A new year, a new president, a return of an old problem: unaccompanied children crossing the border in droves.
Thousands of children — usually older teens, 16 or 17, but Border Patrol agents report increasing numbers of kids younger than 13 — are arriving each month from Central America.
On Thursday, a Customs and Border Protection staffer reportedly told top Biden administration officials to expect a peak of 13,000 unaccompanied minors to cross the border in May — the highest level ever.
“We’re seeing the highest February numbers [that] we’ve ever seen in the history of the [Unaccompanied Alien Child] program,” a Department of Health and Human Services official told Axios.
That’s right: a crisis worse than the one that brought the “kids in cages” backlash under President Donald Trump, and the earlier crises that prompted the building of those “cages” under President Barack Obama.

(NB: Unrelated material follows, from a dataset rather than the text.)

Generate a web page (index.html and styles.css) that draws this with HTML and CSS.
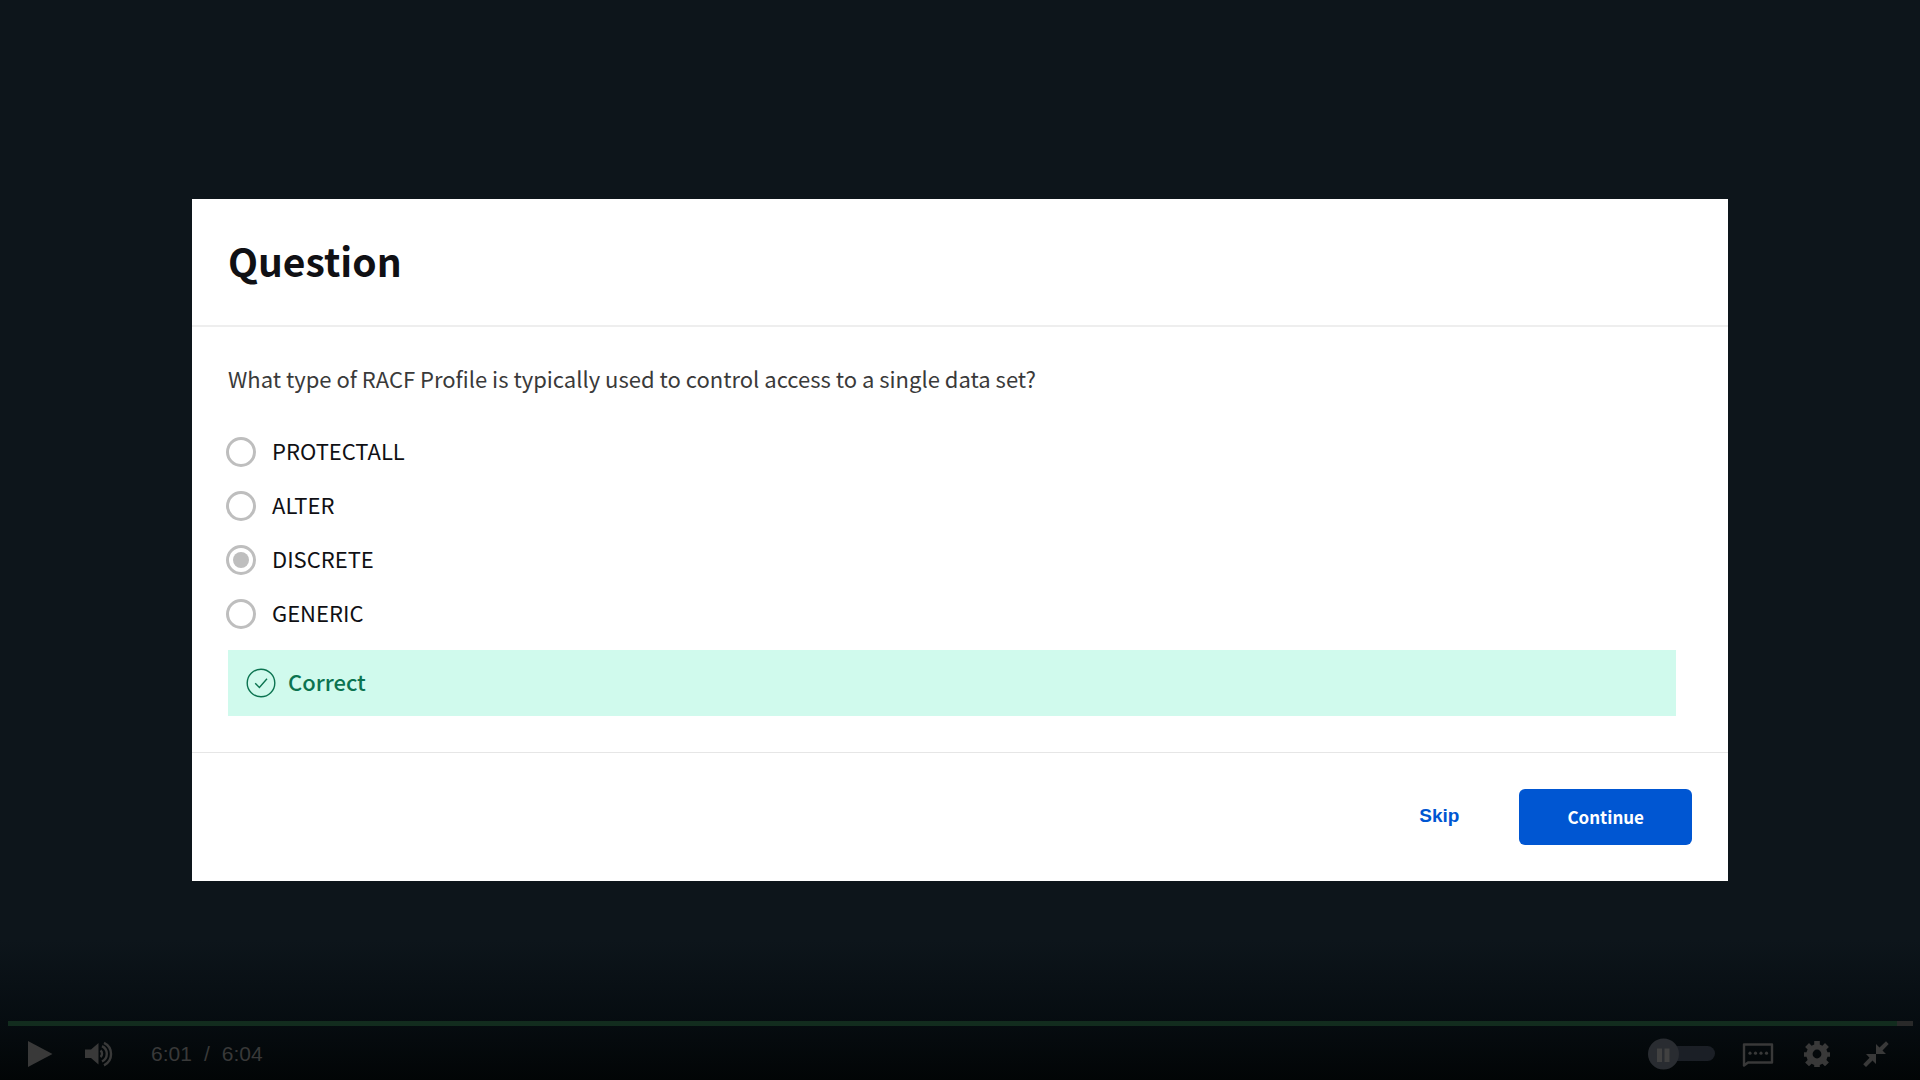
FILE: index.html
```html
<!DOCTYPE html>
<html lang="en">
<head>
<meta charset="utf-8">
<meta name="viewport" content="width=device-width, initial-scale=1">
<title>Question</title>
<link rel="stylesheet" href="styles.css">
</head>
<body>
<main class="stage">
  <form class="dialog" aria-labelledby="dialog-title">
    <header class="dialog-header">
      <h1 class="dialog-title" id="dialog-title">Question</h1>
    </header>
    <fieldset class="dialog-body">
      <legend class="prompt">What type of RACF Profile is typically used to control access to a single data set?</legend>
      <div class="options">
        <label class="option"><input class="radio" type="radio" name="answer" value="protectall"><span class="label-text">PROTECTALL</span></label>
        <label class="option"><input class="radio" type="radio" name="answer" value="alter"><span class="label-text">ALTER</span></label>
        <label class="option"><input class="radio" type="radio" name="answer" value="discrete" checked><span class="label-text">DISCRETE</span></label>
        <label class="option"><input class="radio" type="radio" name="answer" value="generic"><span class="label-text">GENERIC</span></label>
      </div>
      <p class="feedback" role="status">
        <svg class="feedback-icon" viewBox="0 0 30 30" aria-hidden="true"><circle cx="15" cy="15" r="13.8"/><path d="M9.2 15.2l4.2 4.3 7.6-8.8"/></svg>
        <span class="label-text">Correct</span>
      </p>
    </fieldset>
    <footer class="dialog-footer">
      <button class="button button-text" type="button">Skip</button>
      <button class="button button-primary" type="button">Continue</button>
    </footer>
  </form>
</main>
<div class="player">
  <div class="progress"><div class="progress-played" style="width: 99.16%"></div></div>
  <div class="controls">
    <div class="group group-start">
      <button class="control" type="button" aria-label="Play">
        <svg class="icon" viewBox="0 0 32 32"><path d="M4 3l24.500 13L4 29z"/></svg>
      </button>
      <button class="control" type="button" aria-label="Mute">
        <svg class="icon" viewBox="0 0 32 32"><path d="M3 11.500h6l7.500-6.500v21.500L9 20H3z"/><path class="icon-line" d="M18.500 12.500a4.200 4.200 0 0 1 0 6.500M20 8.200a8.500 8.500 0 0 1 0 15.300M22 4.800a12.500 12.500 0 0 1 0 22.500"/></svg>
      </button>
      <p class="time"><span>6:01</span><span>/</span><span>6:04</span></p>
    </div>
    <div class="group group-end">
      <button class="autoplay" type="button" role="switch" aria-checked="false" aria-label="Autoplay">
        <svg class="autoplay-icon" viewBox="0 0 67 32"><rect class="track" x="16" y="8" width="51" height="15" rx="7.500"/><circle class="knob" cx="15.500" cy="16" r="15.500"/><path class="bars" d="M9 10.500h5V24H9zM16.500 10.500h5V24h-5z"/></svg>
      </button>
      <button class="control" type="button" aria-label="Captions">
        <svg class="icon" viewBox="0 0 32 32"><path class="icon-line" d="M2 6.500h28v18H6L2 27.500z" stroke-linejoin="round"/><circle cx="8" cy="15.200" r="1.600"/><circle cx="13.500" cy="15.200" r="1.600"/><circle cx="19" cy="15.200" r="1.600"/><circle cx="24.500" cy="15.200" r="1.600"/></svg>
      </button>
      <button class="control" type="button" aria-label="Settings">
        <svg class="icon" viewBox="0 0 32 32"><path fill-rule="evenodd" d="M13.200 3h5.600v3.600l2.600 1.100 2.600-2.600 3.900 3.900-2.500 2.600 1.100 2.600H29v4.600h-2.500l-1.100 3.100 2.500 2.500-3.900 3.900-2.600-2.500-2.600 1.100V29h-5.600v-2.100l-2.600-1.100L8 28.300l-3.900-3.900 2.500-2.500-1.100-3.100H3v-4.600h2.500l1.100-2.600L4.100 9 8 5.100l2.600 2.600 2.600-1.100zM16 11.600a4.400 4.400 0 1 0 0 8.800 4.400 4.400 0 0 0 0-8.800z"/></svg>
      </button>
      <button class="control" type="button" aria-label="Exit full screen">
        <svg class="icon" viewBox="0 0 32 32"><path d="M16 6l3.500 3.500L26 3.300 28.700 6l-6.200 6.500L26 16H16z"/><path d="M16 16v10l-3.500-3.500L6 29l-2.800-2.800 6.300-6.500L6 16z"/></svg>
      </button>
    </div>
  </div>
</div>
</body>
</html>
```

FILE: styles.css
```css
* {
  box-sizing: border-box;
}

body {
  margin: 0;
  background: #0d151b;
  color: #101014;
  font-family: "Source Sans Pro", "Noto Sans CJK SC", sans-serif;
  font-size: 22px;
  line-height: 32px;
}

button {
  border: 0;
  background: none;
  cursor: pointer;
}

.stage {
  display: grid;
  align-items: center;
  min-height: 100vh;
}

.dialog {
  width: 80%;
  margin: 0 auto;
  background: #fff;
}

.dialog-header {
  padding: 34px 36px 38px;
  border-bottom: 2px solid #eee;
}

.dialog-title {
  margin: 0;
  font-size: 39px;
  font-weight: 700;
  line-height: 54px;
}

.dialog-body {
  min-width: 0;
  margin: 0;
  padding: 36px 52px 36px 36px;
  border: 0;
}

.prompt {
  float: left;
  width: 100%;
  padding: 0;
  color: #3a3a3a;
  line-height: 30px;
}

.options {
  clear: both;
  padding-top: 32px;
}

.option {
  display: flex;
  align-items: center;
  gap: 16px;
  height: 54px;
  margin-left: -2px;
}

.label-text {
  padding-bottom: 4px;
  line-height: 28px;
}

.radio {
  display: grid;
  place-content: center;
  width: 30px;
  height: 30px;
  margin: 0;
  border: 3px solid #bebebe;
  border-radius: 50%;
  appearance: none;
}

.radio:checked::before {
  content: "";
  width: 16px;
  height: 16px;
  border-radius: 50%;
  background: #bebebe;
}

.feedback {
  display: flex;
  align-items: center;
  gap: 12px;
  margin: 9px 0 0;
  padding: 17px 18px;
  background: #d0faed;
  color: #0b7350;
  font-weight: 500;
}

.feedback-icon {
  width: 30px;
  height: 30px;
  fill: none;
  stroke: currentColor;
  stroke-width: 1.4;
}

.dialog-footer {
  display: flex;
  justify-content: flex-end;
  gap: 12px;
  padding: 36px;
  border-top: 1px solid #e6e6e6;
}

.button {
  height: 56px;
  padding: 0 48px 2px;
  border-radius: 6px;
  color: #0056d2;
  font-weight: 700;
}

.button-text {
  font-family: "Liberation Sans", Arial, sans-serif;
  font-size: 19px;
}

.button-primary {
  background: #0056d2;
  color: #fff;
  font-family: inherit;
  font-size: 17px;
}

.player {
  position: fixed;
  right: 0;
  bottom: 0;
  left: 0;
  padding: 81px 7px 0 8px;
  background: linear-gradient(#0d151b, #060c10 60%, #020506);
}

.progress {
  height: 5px;
  background: #292929;
}

.progress-played {
  height: 100%;
  background: #122c1e;
}

.controls {
  display: flex;
  align-items: center;
  justify-content: space-between;
  height: 54px;
  padding: 2px 21px 0 16px;
}

.group {
  display: flex;
  align-items: center;
}

.group-start {
  gap: 26px;
}

.group-end {
  gap: 27px;
}

.control,
.autoplay {
  display: block;
  padding: 0;
  color: #393939;
}

.icon {
  display: block;
  width: 32px;
  height: 32px;
  fill: currentColor;
}

.icon-line {
  fill: none;
  stroke: currentColor;
  stroke-width: 2.4;
}

.autoplay-icon {
  display: block;
  width: 67px;
  height: 32px;
}

.track {
  fill: #1b1f26;
}

.knob {
  fill: #292c31;
}

.bars {
  fill: #414141;
}

.time {
  display: flex;
  gap: 12px;
  margin: 0 0 0 11px;
  color: #393939;
  font-family: "Liberation Sans", Arial, sans-serif;
  font-size: 21px;
}
```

And it’s a crisis that we and others warned would come, as soon as President Biden started reversing every Trump border policy, even those clearly responsible for producing historic lows in illegal crossers, and returning to Obama policies that first triggered the unprecedented waves of children crossing without family.
Now Biden’s having to reopen shelters to house the kids until the feds can figure out what to do with them — shelters that his usual allies denounced as horrors in the Trump years. Yet, says White House Press Secretary Jen Psaki, “There are very few good options here, and we chose the one we thought is best.”
That’s only because her boss already rejected the option of trying to ensure they don’t come here in the first place.